Legato all’estetica free (ma collocato entro precise strutture) il sassofonista tenore portoghese Rodrigo Amado (con The Attic: Gonçalo Almeida al contrabbasso e Onno Govaert alla batteria), in un notturno confronto con la sua validissima ritmica ha eseguito un buon set con il suo suono corposo e il bel fraseggio.
Ellingtonia
“Tonight I’m gonna try to climb this mountain that is Duke Ellington. Duke Ellington is a high mountain to climb alone, but you all be with me.” È iniziato con queste belle significative parole il concerto per pianoforte solo dedicato da Jason Moran (in precedenza a Belgrado con Charles Lloyd) a Ellington. E l’ha scalata, la montagna, come meglio non si potrebbe. Le sue riletture di alcuni capolavori del Duca e di Billy Strayhorn lasciano il segno, per inventiva pur nel pieno rispetto dell’originale, per perizia esecutiva, per una mirabile lunga meditazione cromatica sul registro basso della tastiera che improvvisamente torna alla luce del tema, per l’intenso blues feeling, per il sentito romanticismo. Vale la pena ricordare la scaletta: Black and Tan Fantasy, I Got it Bad, Reflections in D, Melancholia, It don’t Mean a Thing, Dancers in Love, Lotus Blossom, A Single Petal of Rose. Ai capolavori ellingtoniani Moran ha aggiunto una sua composizione, Barber Shop, davvero particolare e rimarchevole nella sua struttura martellante che sfociava in un magnifico blues. Pubblico e critica osannanti, ovviamente.
USA Today
L’attuale quartetto di Bill Frisell Four (con Greg Tardy-tenore e clarinetto; Gerald Clayton-pianoforte; Johnathan Blake-batteria), attivo dal 2022, ha raggiunto una dimensione di classicità. Rodata da innumerevoli concerti, la formazione vanta equilibri mirabili, e Frisell lascia ampio spazio ai partner, mentre i suoi interventi sono tutti nel segno della delicatezza, con quel tratto gentile che negli anni recenti lo contraddistingue. Attingendo al suo splendido repertorio di brani originali (Monroe) ma non trascurando Monk, Ellington e Bacharach, senza soluzioni di continuità come spesso accade, utilizzando momenti improvvisativi come legante, un’ennesima testimonianza della gigantesca statura artistica del sorridente Beautiful Dreamer.

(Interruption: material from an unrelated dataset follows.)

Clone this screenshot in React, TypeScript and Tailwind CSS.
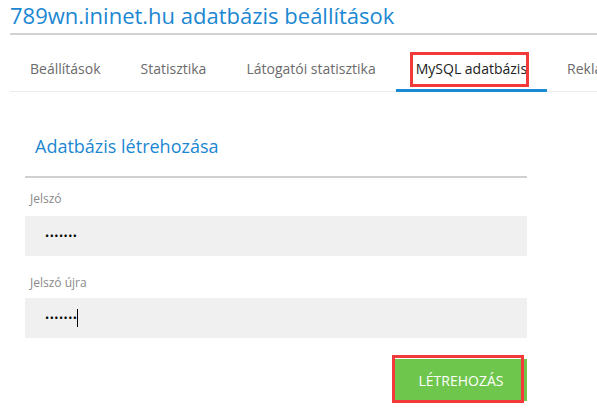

Hero Trio è il nome del gruppo del sassofonista Rudresh Mahanthappa, che incrociava il suo alto con il contrabbasso di Phil Donkin e la batteria di Tim Angulo. Insieme restituiscono l’immagine del jazz odierno a New York, in un aspetto che ricorda, come evidenziato dallo stesso leader, alcuni storici pianoless trio quali quelli di Rollins nel Live at Village Vanguard, di Ornette nel Live at The Golden Circle e di Lee Konitz Motion. Un repertorio che andava da Charlie Parker a Stevie Wonder, Johnny Cash, George Michael, Pat Metheny, The Wind Up di Jarrett, rivisitati e resi più che mai avanzati e contemporanei, con l’agguerritissima ritmica che sosteneva le volate solistiche del leader con palese creatività, rendendo ogni brano fresco e attuale.
Altra importante realtà newyorchese è il quartetto Diatom Ribbons della pianista Kris Davis (Val Jeanty-turnables, elettronica; Nick Dunston-contrabbasso e basso elettrico; Terri Lyne Carrington-batteria). Accostando brani originali a Ronald Shannon Jackson, Wayne Shorter, Geri Allen, il gruppo si muove compatto e convincente, con varietà di atmosfere, valorizzando le note doti di Davis e Carrington, sulla base ritmico armonica delle corde di Dunston e avvalendosi dell’apporto come sempre essenziale e creativo di Val Jeanty. Un quartetto potente, che ha una sua precisa riconoscibilità e cifra stilistica, costantemente vitale, con la pianista che si alternava al pianoforte e al piano elettrico, opportunamente stimolata dall’incisivo drumming di Carrington.
Finale danzante e festoso affidato ai Buena Vista All Stars, tra son e bolero, rivisitando alcune hit del passato.